= DATA SHOWN =
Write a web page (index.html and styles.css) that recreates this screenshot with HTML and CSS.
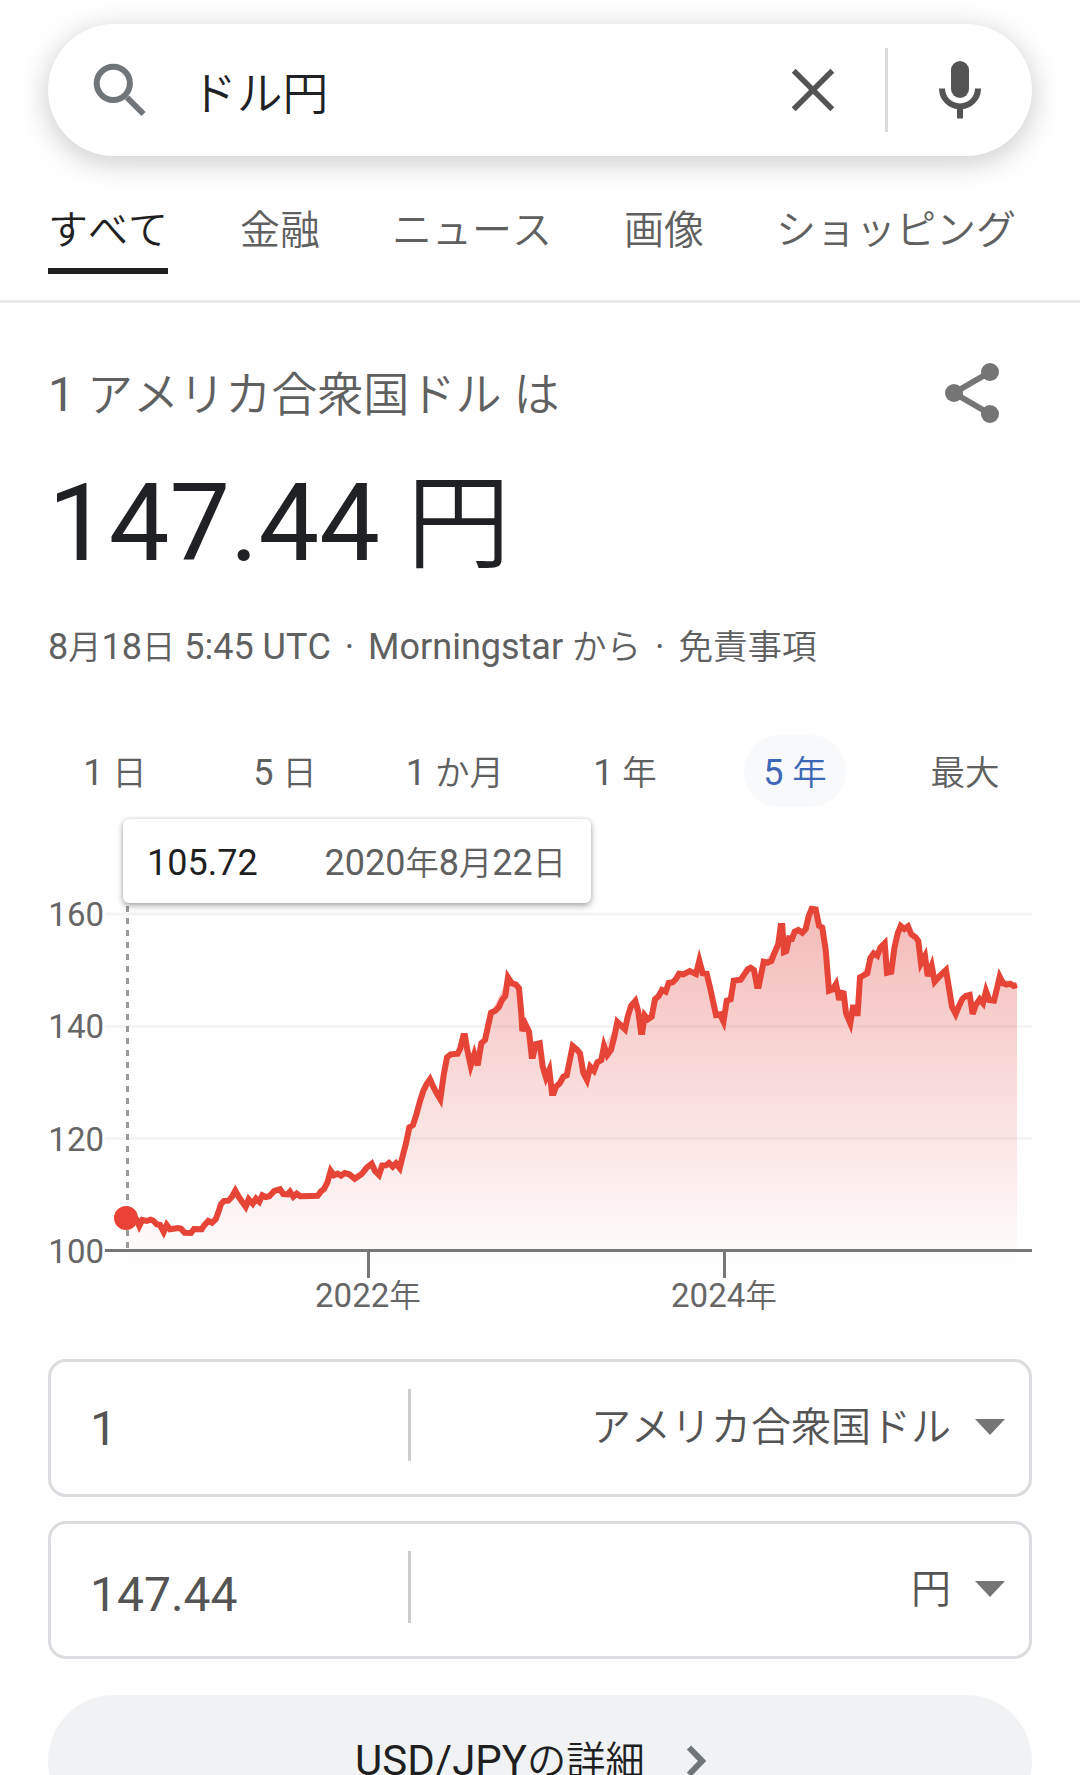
FILE: index.html
```html
<!DOCTYPE html>
<html lang="ja">
	<head>
		<meta charset="utf-8">
		<title>ドル円</title>
		<link rel="stylesheet" href="styles.css">
	</head>
	<body>
		<div class="searchbox">
			<svg class="search_icon" width="54" height="54" viewBox="0 0 54 54">
				<circle cx="20.3" cy="20.3" r="16.6"/>
				<path d="M34 34.5L50.5 51"/>
			</svg>
			<div class="query">ドル円</div>
			<svg class="clear_icon" width="44" height="44" viewBox="0 0 44 44">
				<path d="M2.7 2.7L41.3 41.3M41.3 2.7L2.7 41.3"/>
			</svg>
			<div class="search_divider"></div>
			<svg class="mic_icon" width="42" height="58" viewBox="0 0 42 58">
				<rect x="12" y="0" width="18" height="37" rx="9"/>
				<path d="M3 27.500a18 18 0 0 0 36 0M21 45v12.500"/>
			</svg>
		</div>

		<div class="tabs">
			<div class="tab selected">すべて</div>
			<div class="tab">金融</div>
			<div class="tab">ニュース</div>
			<div class="tab">画像</div>
			<div class="tab">ショッピング</div>
		</div>

		<div class="rate">
			<div class="rate_head">
				<div class="rate_title">1 <span class="ja">アメリカ合衆国ドル</span> <span class="ja">は</span></div>
				<svg class="share_icon" width="54" height="60" viewBox="0 0 54 60">
					<path d="M45 9L9 30L45 51"/>
					<circle cx="45" cy="9" r="9"/>
					<circle cx="9" cy="30" r="9"/>
					<circle cx="45" cy="51" r="9"/>
				</svg>
			</div>
			<div class="rate_value">147.44 <span class="ja">円</span></div>
			<div class="rate_meta"><span class="date">8<span class="ja">月</span>18<span class="ja">日</span></span> 5:45 UTC <span class="sep">·</span> Morningstar <span class="ja">から</span> <span class="sep">·</span> <span class="ja">免責事項</span></div>
		</div>

		<div class="ranges">
			<div class="range"><span>1 <span class="ja">日</span></span></div>
			<div class="range"><span>5 <span class="ja">日</span></span></div>
			<div class="range"><span>1 <span class="ja">か月</span></span></div>
			<div class="range"><span>1 <span class="ja">年</span></span></div>
			<div class="range selected"><span>5 <span class="ja">年</span></span></div>
			<div class="range"><span><span class="ja">最大</span></span></div>
		</div>

		<div class="chart">
			<svg class="plot" width="1080" height="430" viewBox="0 0 1080 430">
				<defs>
					<linearGradient id="fade" gradientUnits="userSpaceOnUse" x1="0" y1="6" x2="0" y2="365">
						<stop offset="0" stop-color="#e34a42" stop-opacity=".38"/>
						<stop offset="1" stop-color="#e34a42" stop-opacity="0"/>
					</linearGradient>
					<path id="line" d="M126 318L136.700 320L139.300 326L142.300 320L146.700 321L150.700 319.700L153.300 320.700L156.700 324.300L160 325L163.700 332L166.700 325L170 329.300L178.300 328L181 328.700L184.700 332.700L191 333L194 329L201.700 329.300L204 325.700L208.300 321L212 322.700L215.700 319.300L218 313.300L221 304L224 301L228.300 300.700L232 296.700L235.300 290.700L239 297.300L245.700 306.700L248.700 299.300L252.700 303.700L256 298.700L259.300 301.700L262.300 295.300L265.700 297L269.300 296.300L274.300 291L280 289.300L283.300 294L287.700 294.300L290 291.700L293.300 296.700L296.700 293.700L300.300 296.300L310.700 296L317.700 295.700L320.700 291.700L324 289L327.300 282.700L330.700 270.700L334 275.300L337.700 273.700L341 275.700L344.700 273L349.300 274.300L354.700 278.700L361.700 274L366.700 267.700L371.700 263.700L375 271L379 275L382.200 265.500L386 265.300L389 263L392.700 266.700L396 263.300L399.700 268L402.700 256L406 243.300L409.300 227.300L413 225L416.700 213.300L420 201L423.300 191L426.700 184L430 179.300L433.300 186.700L436.700 193.300L440.300 199.300L443.700 175L447 157.300L450.700 154.300L457.700 153.700L460.300 148.300L463.300 136L465 136L467.300 150L470.700 165.700L474.300 154L477.700 165.300L481.300 143.300L485 140L488.300 125L491 112.700L495.300 110.700L499 106.700L502 100L505.300 96L508 77.300L512 83.300L515.700 84.300L519 88.300L521.300 113.300L522.300 131L525.300 124L529 131.700L531.700 156L533 156L535.700 144.300L539.700 143.300L542.700 166.700L546 177.700L549.300 170L552 193L553.700 193L556 186.700L559.700 183.300L563.300 176.700L566.700 175.300L572.700 146L576.700 149.300L580 153.300L583.300 172.700L587 180L590.300 166.700L594 170.700L597.300 162.300L601.300 160L604 146L607.300 155L611 150L614.700 135L617.300 122L625 129.300L627.700 116.700L631 106L635.300 101L638.300 111.700L641 132L642.300 132L644.700 115.300L648 119.300L651.700 116.700L655 99.300L658.700 96L662 90L665.700 91.700L668.700 83L672.700 82.300L676 79L679 73.700L683.300 74.300L689.700 71L696 74L699.300 60.700L702.700 73.300L706.700 73.700L710 87.300L716 115L720 114.300L723.500 121.700L726.700 100.700L730.700 99.300L733.700 80.700L740.700 79.700L744.300 74.300L747.700 69.300L750.700 67.700L754 70L757 86L758.700 86L763.700 61.700L767.700 62.700L771.300 61L775 51.700L778.300 44L780.700 26L782.300 26L784 52L786.300 51L789 38.300L792 38.700L794.700 31.700L798.300 30L802.300 32.700L805.700 29L808.700 16L811.700 8.700L815.700 9.300L819 25.700L822.300 27.700L825.700 50L829 90.700L832.700 89.300L836 84L839.300 100L841.300 92.700L843.700 93.300L846 113.300L850.300 123.300L853.300 105L854.700 113.300L857.700 113.300L860 77.300L867.300 73.300L870.300 58.300L873.700 53.300L877.300 55.700L880.300 47.700L884.700 43.300L887 72.700L891.300 71.700L894.300 48.300L897.700 33.300L900.700 26L904.300 29L908 26.300L911.300 34.300L915.700 37.300L918.300 41L921 63.300L925 56L927.700 76L931.700 65.700L934.700 81.700L940 75.700L946 70L949.300 90L952 106.700L955.700 114L959 106L962.300 99L965.700 96L969.700 95L972.700 114L975.700 105L979.700 99.300L983 103.300L986 91L989.300 100L994 100.700L997 88.300L999.700 76.700L1003 83.300L1006.700 84.700L1010.300 83.700L1013.700 86L1017 85"/>
					<clipPath id="under">
						<path d="M126 318L139 326L160 325L184 333L201 329L215 319L224 301L235 291L246 306L262 296L280 290L300 296L318 296L331 271L355 278L372 264L400 268L409 227L430 180L440 199L447 157L458 154L464 136L471 165L478 165L491 113L508 78L519 88L522 131L529 132L533 156L540 144L546 177L553 193L567 175L573 146L580 153L587 180L604 147L617 123L625 129L635 101L642 132L655 99L669 83L679 74L706 74L716 115L723 121L734 81L751 68L758 86L764 62L778 44L782 27L786 51L795 32L806 29L813 9L822 28L829 90L836 85L850 123L857 113L860 77L870 58L884 44L888 72L898 33L908 27L918 41L925 57L935 81L946 70L955 113L970 95L973 113L986 92L994 100L1000 77L1017 85V365H126z"/>
					</clipPath>
				</defs>
				<path class="grid" d="M105 14h927M105 126.500h927M105 238.500h927"/>
				<rect class="area" x="126" y="0" width="891" height="365" clip-path="url(#under)"/>
				<path class="axis" d="M105 350.500h927M368.500 352v26M724.500 352v26"/>
				<path class="cursor" d="M127.500 6v342"/>
				<use class="line" href="#line"/>
				<circle class="dot" cx="126" cy="318" r="12"/>
				<g class="y_labels">
					<text x="104" y="26">160</text>
					<text x="104" y="138">140</text>
					<text x="104" y="251">120</text>
					<text x="104" y="363">100</text>
				</g>
				<g class="x_labels">
					<text x="368" y="407">2022<tspan class="ja">年</tspan></text>
					<text x="724" y="407">2024<tspan class="ja">年</tspan></text>
				</g>
			</svg>
			<div class="tooltip">
				<span class="tooltip_value">105.72</span>
				<span class="date">2020<span class="ja">年</span>8<span class="ja">月</span>22<span class="ja">日</span></span>
			</div>
		</div>

		<div class="converter">
			<div class="field">
				<div class="amount">1</div>
				<div class="currency">
					<span>アメリカ合衆国ドル</span>
					<svg class="arrow" width="30" height="16" viewBox="0 0 30 16"><path d="M0 0h30L15 16z"/></svg>
				</div>
			</div>
			<div class="field">
				<div class="amount result">147.44</div>
				<div class="currency">
					<span>円</span>
					<svg class="arrow" width="30" height="16" viewBox="0 0 30 16"><path d="M0 0h30L15 16z"/></svg>
				</div>
			</div>
		</div>

		<div class="more">
			<span>USD/JPY<span class="ja">の詳細</span></span>
			<svg class="chevron" width="20" height="32" viewBox="0 0 20 32"><path d="M3 2.500L16 16L3 29.500"/></svg>
		</div>
	</body>
</html>
```

FILE: styles.css
```css
* {
	box-sizing: border-box;
}
body {
	margin: 0;
	height: 1775px;
	overflow: hidden;
	background: #fefefe;
	color: #5f6060;
	font-family: Roboto, "Noto Sans CJK JP", sans-serif;
	font-kerning: none;
}
svg {
	display: block;
	flex: none;
}
.ja {
	font-family: "Noto Sans CJK JP", sans-serif;
	font-size: .96em;
	font-weight: 350;
	line-height: 0;
}
.date .ja {
	font-size: .925em;
}

/* search box */
.searchbox {
	display: flex;
	align-items: center;
	height: 132px;
	margin: 24px 48px 0;
	padding: 0 51px 0 45px;
	border-radius: 66px;
	background: #fff;
	box-shadow: 0 6px 24px 3px rgba(64, 60, 67, .22);
}
.search_icon {
	fill: none;
	stroke: #70757a;
	stroke-width: 6;
}
.query {
	flex: 1;
	margin-left: 44px;
	color: #202124;
	font-family: "Noto Sans CJK JP", sans-serif;
	font-size: 45.8px;
	font-weight: 350;
	line-height: 60px;
}
.clear_icon {
	fill: none;
	stroke: #545454;
	stroke-width: 5.5;
}
.search_divider {
	width: 3px;
	height: 84px;
	margin: 0 51px 0 50px;
	background: #dadada;
}
.mic_icon rect {
	fill: #545454;
}
.mic_icon path {
	fill: none;
	stroke: #545454;
	stroke-width: 6;
}

/* tabs */
.tabs {
	display: flex;
	gap: 72px;
	height: 147px;
	padding: 41px 48px 0;
	border-bottom: 3px solid #ebeded;
}
.tab {
	height: 77px;
	font-family: "Noto Sans CJK JP", sans-serif;
	font-size: 40px;
	font-weight: 350;
	line-height: 60px;
	white-space: nowrap;
}
.tab.selected {
	border-bottom: 6px solid #1f1f1f;
	color: #1f1f1f;
}

/* rate */
.rate {
	padding: 60px 48px 0;
}
.rate_head {
	display: flex;
	justify-content: space-between;
	height: 100px;
	padding-right: 33px;
}
.rate_title {
	padding-top: 2px;
	font-size: 48px;
	line-height: 60px;
}
.share_icon {
	fill: #757575;
}
.share_icon path {
	fill: none;
	stroke: #757575;
	stroke-width: 6;
}
.rate_value {
	height: 160px;
	color: #202124;
	font-size: 108px;
	line-height: 120px;
}
.rate_meta {
	font-size: 36px;
	line-height: 48px;
}
.sep {
	margin: 0 5px;
}

/* ranges */
.ranges {
	display: flex;
	margin: 64px 30px 0;
}
.range {
	display: flex;
	flex: 1;
	justify-content: center;
	font-size: 36px;
}
.range > span {
	height: 72px;
	padding: 0 19.5px;
	border-radius: 36px;
	line-height: 77px;
}
.range.selected > span {
	background: #f8f9fb;
	color: #3e68b7;
}

/* chart */
.chart {
	position: relative;
	margin-top: 93px;
}
.plot {
	overflow: visible;
}
.grid {
	fill: none;
	stroke: #f4f4f4;
	stroke-width: 3;
}
.area {
	fill: url(#fade);
}
.axis {
	fill: none;
	stroke: #757779;
	stroke-width: 3;
}
.cursor {
	stroke: #999;
	stroke-width: 3;
	stroke-dasharray: 6;
}
.line {
	fill: none;
	stroke: #e64436;
	stroke-width: 6;
}
.dot {
	fill: #ea4335;
}
.y_labels,
.x_labels {
	fill: #666;
	font-size: 33px;
}
.y_labels {
	text-anchor: end;
}
.x_labels {
	text-anchor: middle;
}
.tooltip {
	position: absolute;
	left: 123px;
	top: -81px;
	display: flex;
	justify-content: space-between;
	width: 468px;
	height: 84px;
	padding: 0 25px 0 24px;
	border-radius: 6px;
	background: #fff;
	box-shadow: 0 3px 6px rgba(0, 0, 0, .3), 0 0 4px rgba(0, 0, 0, .12);
	font-size: 36px;
	line-height: 88px;
}
.tooltip_value {
	color: #1f1f1f;
}

/* converter */
.converter {
	display: grid;
	gap: 24px;
	margin: 29px 48px 36px;
}
.field {
	display: flex;
	height: 138px;
	padding: 27px 24px 0 39px;
	border: 3px solid #dadce0;
	border-radius: 18px;
	color: #545454;
}
.amount {
	width: 321px;
	height: 72px;
	border-right: 3px solid #ccc;
	font-size: 48px;
	line-height: 80px;
}
.amount.result {
	line-height: 88px;
}
.currency {
	display: flex;
	flex: 1;
	align-items: center;
	justify-content: flex-end;
	gap: 24px;
	height: 75px;
	font-family: "Noto Sans CJK JP", sans-serif;
	font-size: 40px;
	font-weight: 350;
}
.currency span {
	height: 75px;
	line-height: 71px;
}
.arrow {
	fill: #757575;
}

/* more button */
.more {
	display: flex;
	align-items: center;
	justify-content: center;
	gap: 41px;
	height: 132px;
	margin: 0 48px;
	padding-right: 19px;
	border-radius: 66px;
	background: #f0f2f4;
	color: #1f1f1f;
	font-size: 42px;
	line-height: 62px;
}
.more .ja {
	font-size: .935em;
}
.chevron {
	fill: none;
	stroke: #70757a;
	stroke-width: 6;
}
```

= YOUR GOAL =
Out of the material above, select every line that holds the string "index".

= FINAL ANSWER =
Write a web page (index.html and styles.css) that recreates this screenshot with HTML and CSS.
FILE: index.html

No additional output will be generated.